With an embattled and unstable Donald Trump making alarming noises about unleashing the military on American citizens and his attempts to delegitimize an election that looks increasingly likely to go against him, there seems to be no better time to examine the motivations of those in the Republican Party who have collaborated with him and are allowing him to be in a position to make these threats. As Anne Applebaum—a renowned historian of the Soviet Union and the former Communist bloc—demonstrates in a tour de force just published in The Atlantic, it’s not as if Republicans looked at their reflections in the bathroom mirror one morning and decided they would betray their country for the interests of Donald Trump. There was self-reflection involved, a weighing of self-interest, costs and benefits—all leading to the conclusion that fealty to Trump outweighed their sworn oaths to defend the Constitution.

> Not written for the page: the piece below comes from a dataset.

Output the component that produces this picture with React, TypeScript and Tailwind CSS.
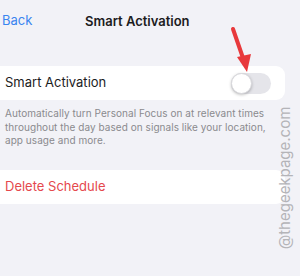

The oh-so-telling title of Applebaum’s essay is “History Will Judge The Complicit.” In it, she cites several examples of collaborators throughout 20th Century history—most significantly those who supported totalitarian Soviet puppet regimes in Eastern Europe—and analogizes how the rationales and excuses each used to try to justify their actions mesh perfectly with the behavior of today’s Republican Party in their nearly-collective decision to pay meek obeisance to Donald Trump.

Applebaum explains just what a “collaborator” is.

In English, the word collaborator has a double meaning. A colleague can be described as a collaborator in a neutral or positive sense. But the other definition of collaborator, relevant here, is different: someone who works with the enemy, with the occupying power, with the dictatorial regime. In this negative sense, collaborator is closely related to another set of words: collusion, complicity, connivance. This negative meaning gained currency during the Second World War, when it was widely used to describe Europeans who cooperated with Nazi occupiers. At base, the ugly meaning of collaborator carries an implication of treason: betrayal of one’s nation, of one’s ideology, of one’s morality, of one’s values.

Applebaum notes there can be two types of political collaborators: voluntary and involuntary. People forced at gunpoint to cooperate with a regime out of necessity or a duty to preserve other people’s lives are among the involuntary class of collaborator. Voluntary collaboration, on the other hand, implies either a willingness to collaborate for the sake of “ the national interest,” or an enthusiastic embrace of the enemy borne of outright admiration or alignment with one’s ideology. Describing the latter variety, Applebaum cites Harvard scholar Stanley Hoffman, who in 2007 “observed that many of those who became ideological collaborators were landowners and aristocrats, ‘the cream of the top of the civil service, of the armed forces, of the business community,’ people who perceived themselves as part of a natural ruling class that had been unfairly deprived of power under the left-wing governments.”

But curiously, as she notes, just as “equally motivated” to willingly collaborate were the country’s “losers,” the “social misfits” and political deviants who also saw an opportunity to raise their own standards of living by joining forces with an occupying enemy.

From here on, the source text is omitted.